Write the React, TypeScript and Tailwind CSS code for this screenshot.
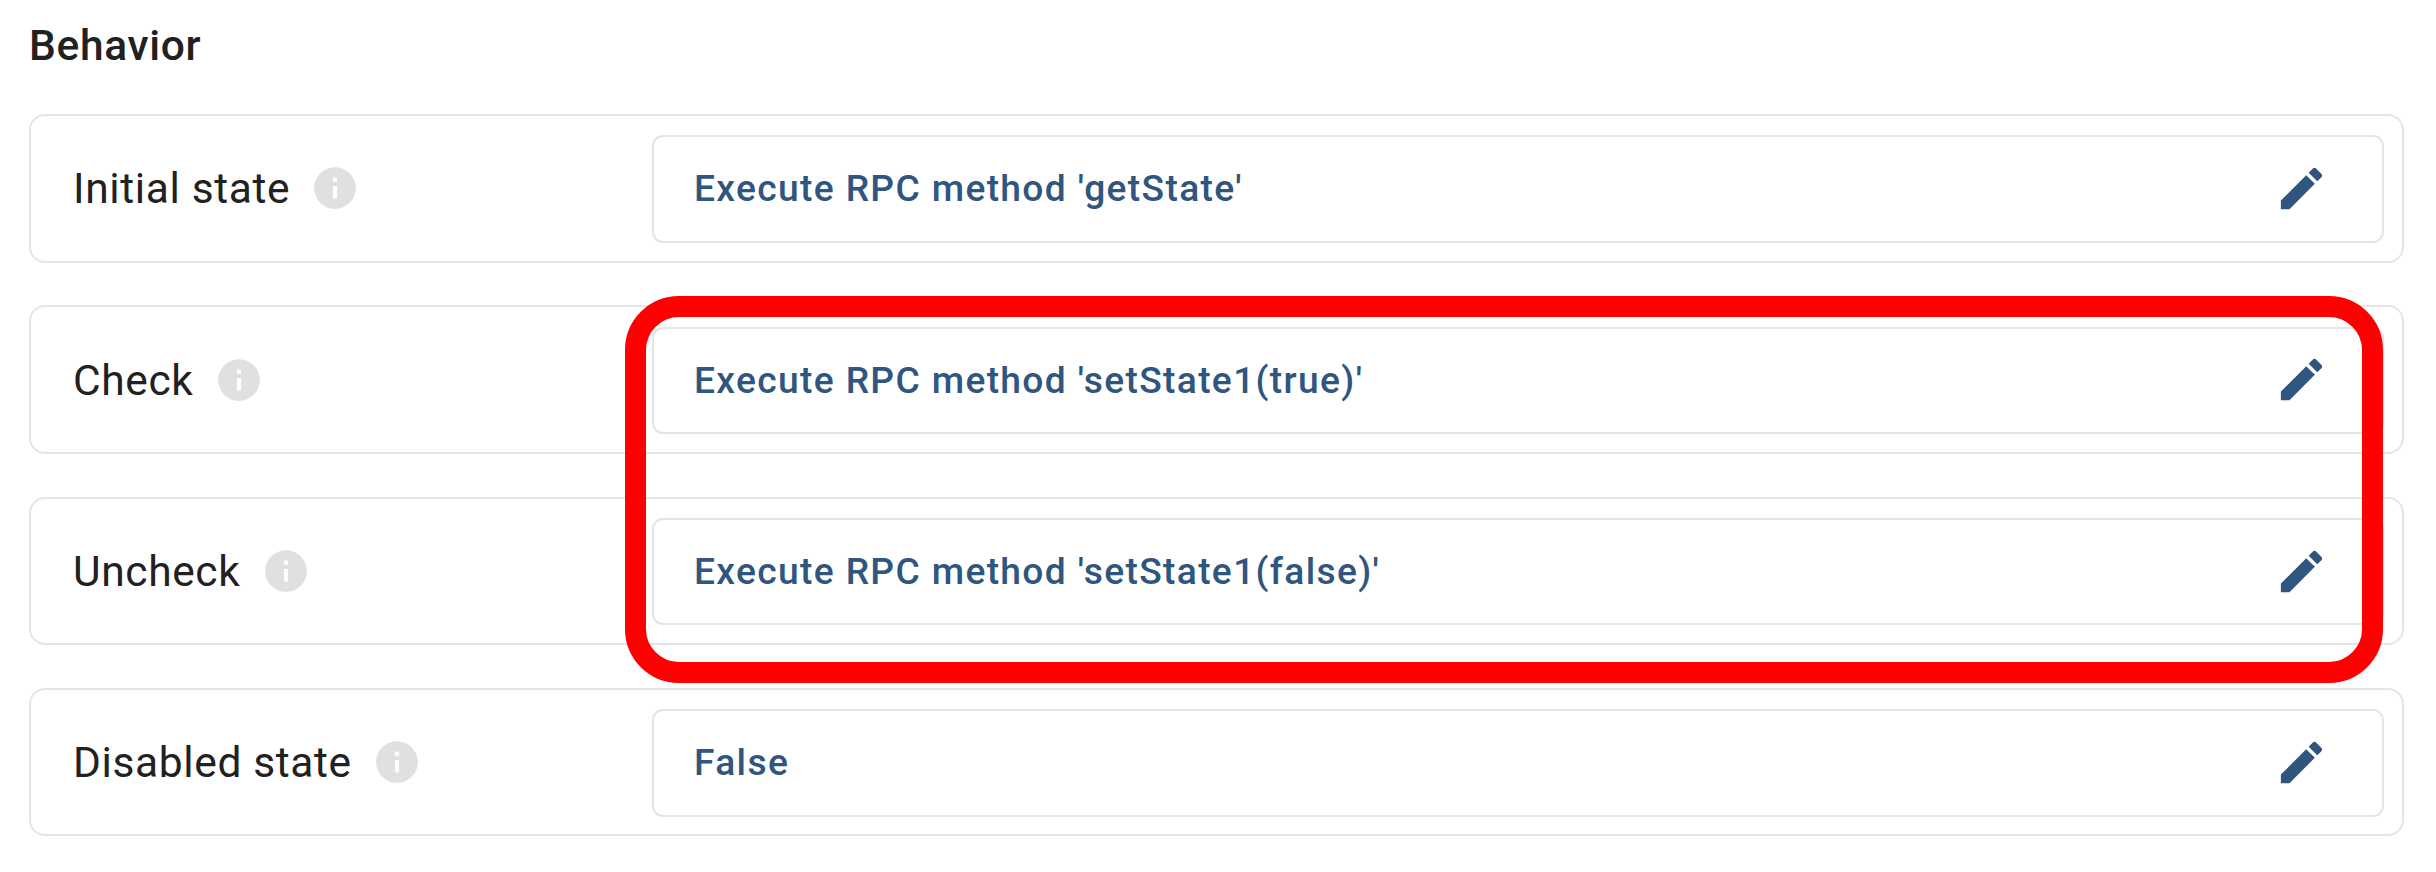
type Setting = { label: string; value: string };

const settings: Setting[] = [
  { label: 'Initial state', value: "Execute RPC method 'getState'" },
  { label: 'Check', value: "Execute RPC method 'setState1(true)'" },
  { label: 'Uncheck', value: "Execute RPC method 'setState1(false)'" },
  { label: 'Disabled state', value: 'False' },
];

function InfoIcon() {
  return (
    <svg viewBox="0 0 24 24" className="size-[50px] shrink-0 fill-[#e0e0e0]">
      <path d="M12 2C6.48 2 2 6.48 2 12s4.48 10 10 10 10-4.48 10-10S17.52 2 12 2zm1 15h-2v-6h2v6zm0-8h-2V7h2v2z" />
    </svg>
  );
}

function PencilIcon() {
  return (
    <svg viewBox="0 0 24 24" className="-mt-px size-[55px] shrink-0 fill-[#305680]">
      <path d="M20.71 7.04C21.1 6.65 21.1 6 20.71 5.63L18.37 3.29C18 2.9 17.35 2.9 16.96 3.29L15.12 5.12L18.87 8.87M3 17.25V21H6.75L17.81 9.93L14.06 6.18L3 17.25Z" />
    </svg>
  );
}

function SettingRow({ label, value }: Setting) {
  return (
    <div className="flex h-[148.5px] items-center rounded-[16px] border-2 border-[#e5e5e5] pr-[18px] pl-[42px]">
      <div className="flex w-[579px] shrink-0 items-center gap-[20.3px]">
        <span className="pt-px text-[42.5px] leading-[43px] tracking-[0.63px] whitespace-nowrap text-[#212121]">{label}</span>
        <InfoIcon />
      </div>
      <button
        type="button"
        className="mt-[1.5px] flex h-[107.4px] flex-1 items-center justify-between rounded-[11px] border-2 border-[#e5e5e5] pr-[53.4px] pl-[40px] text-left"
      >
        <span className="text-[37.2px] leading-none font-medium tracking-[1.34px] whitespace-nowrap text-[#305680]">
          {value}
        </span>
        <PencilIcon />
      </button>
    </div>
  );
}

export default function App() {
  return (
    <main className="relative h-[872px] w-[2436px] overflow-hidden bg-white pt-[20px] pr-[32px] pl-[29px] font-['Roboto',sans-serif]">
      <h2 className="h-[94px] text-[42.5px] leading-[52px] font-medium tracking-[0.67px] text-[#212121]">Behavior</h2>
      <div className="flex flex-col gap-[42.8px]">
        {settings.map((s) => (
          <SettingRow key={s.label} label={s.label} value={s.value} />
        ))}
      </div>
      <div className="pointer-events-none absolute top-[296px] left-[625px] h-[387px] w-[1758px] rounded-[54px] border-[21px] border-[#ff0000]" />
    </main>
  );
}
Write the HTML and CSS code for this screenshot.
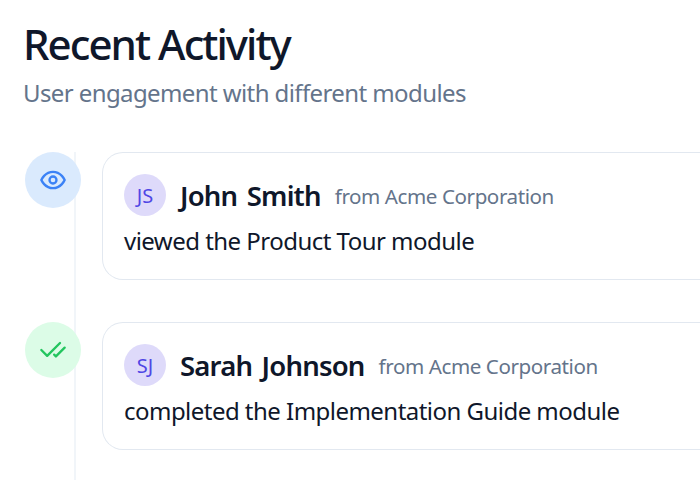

===

## Aim
From the first line of the entries above down to the line holding "string; value: string", quote each line exactly and nothing else, skipping pictures.

## Solution for this exercise
Write the React, TypeScript and Tailwind CSS code for this screenshot.
type Setting = { label: string; value: string };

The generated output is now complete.